Try it out. What is 24 * 2^-3? Write out the steps the long way and think about what is being done to the 24.
So next let’s look at division then roots more. For division, what do you do to divide? What are the steps? What is the goal?
So with e.g 6 / 2 I’d read that as: what number is 2 equal parts of 6? For a lot of division, I can figure out the factors myself, or I’ll use a calculator. But am not sure what the operation is doing. Like I don’t know how a divide function in a calculator works.
In this case, you could get the right answer by subtracting 2 until you get 0 and counting how many subtractions it took. But if you are dividing by a number that isn’t a factor then you get a remainder. So I’m unsure if division can be characterised just as repeated subtraction.
That’s why I thought characterising it as multiplication of the reciprocal made more sense to me. But, wouldn’t a calculator still have to use division to find the actual value of the reciprocal to use it in a function?
Yes, that is one of the main ways to understand division. It involves repeated subtraction, but it’s also different because the answer is the number of repetitions, not the number you get by subtracting.
There are multiple ways to handle remainders. One ways is to give two answers: the quotient and the remainder. Other options including rounding down or giving the answer as a mixed number.
Instead of having a remainder, you can also calculate a decimal answer using short or long division. So let’s have you practice short division.
Try some with remainders first.
Then, for decimals, you basically write .000 on the end of the number and then continue the same algorithm into the decimal places.
Also, practice some long addition, subtraction and multiplication.
Spent ~1 hour. Did four worksheets on division problems with remainders. 36 problems total with one wrong so ~97% accuracy.
I can see how you can express the remainder as a mixed number now and I tried extending the number with .000 and can see how that allows you get higher precision.
Also, practice some long addition, subtraction and multiplication.
Cool
A log of what I did yesterday:
Long multiplication worksheet. 8/12 = 75% accuracy. I can account for two errors being a method misunderstanding which I easily fixed. The other two are basic addition errors. Going to go practise long addition before I do more multiplication.
Long addition with regrouping: 1hr 23mins. 87/88 problems correct. ~98.8% accuracy
Back to long multiplication. 16/20 problems correct. 80% accuracy. Most errors are basic times tables errors like confusing 8 x 4 and 6 x 4. I’m going to revisit my time tables under 10 before proceeding with long multiplication.
6, 7 and 8 times tables seem harder than others to me. I went over those here:
8 times tables 143/144 in 5 mins, ~2 seconds per question ~99.3% accuracy.

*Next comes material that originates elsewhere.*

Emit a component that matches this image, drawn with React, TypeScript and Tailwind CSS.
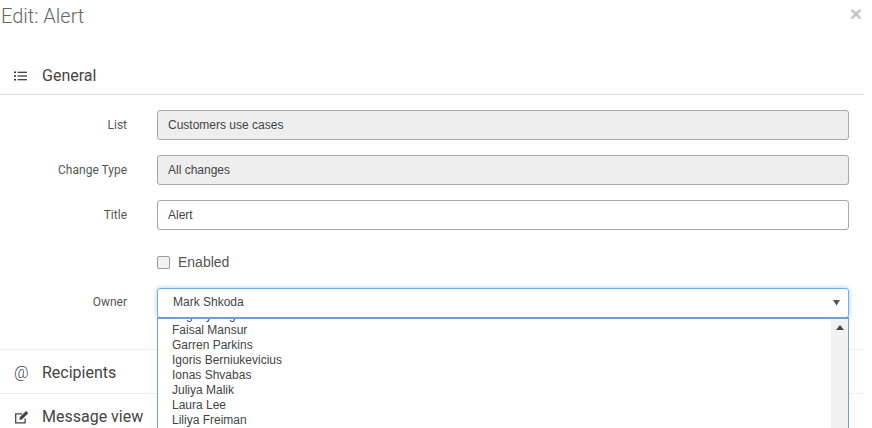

6 times tables 161/162 1.85 seconds per question ~99.3% accuracy
Today:
Did a 2 digits by 2 digits long multiplication worksheet this morning. 16/20. All caused by single digit/times tables errors.
Did about 1hr of times tables work, focusing on 6, 7, and 8 times tables.
Did a second 2 digits by 2 digits long multiplication, got 17/20 but with no multiplication errors. Only errors were from forgetting to add the zero to the second line when multiplying the digit in the tens column. I think this is because I was focusing so much on the single digit multiplications that I forgot some of the long multiplication method. I think if I slow down I will be able to get 100% next round.
Did a third 2 digits by 2 digits long multiplication, 20/20 100%. Focused on the previous issues. Planning to do a few more of these at 100% before going up to 3 digit by 3 digit long multiplication.